Can you convert this from exponential to logarithmic form or take the natural or base 10 logarithm of both sides?

 

[topsquark]

help me out... I am trying to solve for n
p=x*(1-(1+r)^n)/r

so far I know p*r=x*(1-(1+r)^n)
then (p*r)/x=(1-(1+r)^n)

but then i get lost... help!

thanks!

You've got a good start.

p = \frac{x \left ( 1 - (1 + r)^n \right )}{r}

pr = x \left ( 1 - (1 + r)^n \right )

\frac{pr}{x} = 1 - (1 + r)^n

Now isolate the term with the n in it.
\frac{pr}{x} - 1 = - (1 + r)^n

1 -\frac{pr}{x} = (1 + r)^n

What comes next?

-Dan

Edit: Agh.
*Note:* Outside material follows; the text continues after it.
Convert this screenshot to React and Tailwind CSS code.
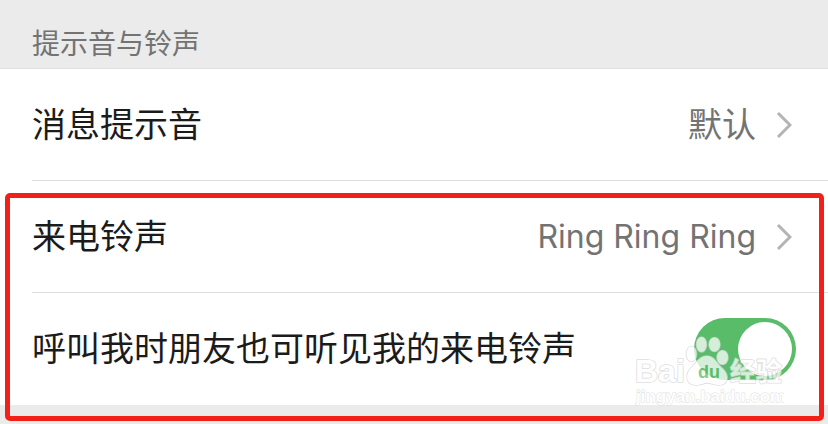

MarkFL beat me to it. But my work is prettier...(flower)

 

[Juliayaho]

Yeah that's exactly what I don't remember the "(1 + r)^-n" part :/
I need to solve for n because it represents the number of month it would take me to payoff a loan... Is for a project that I'm doing... It's a one mor detail I would add to my loan calculator.. So I need to use the formula as n=
But I don't remember that logarithm partThank you all by the way!

You've got a good start.

p = \frac{x \left ( 1 - (1 + r)^n \right )}{r}

pr = x \left ( 1 - (1 + r)^n \right )

\frac{pr}{x} = 1 - (1 + r)^n

Now isolate the term with the n in it.
\frac{pr}{x} - 1 = - (1 + r)^n

1 -\frac{pr}{x} = (1 + r)^n

What comes next?

-Dan

Edit: Agh. MarkFL beat me to it. But my work is prettier...(flower)

 

[Petrus]

Edit: Agh. MarkFL beat me to it. But my work is prettier...(flower)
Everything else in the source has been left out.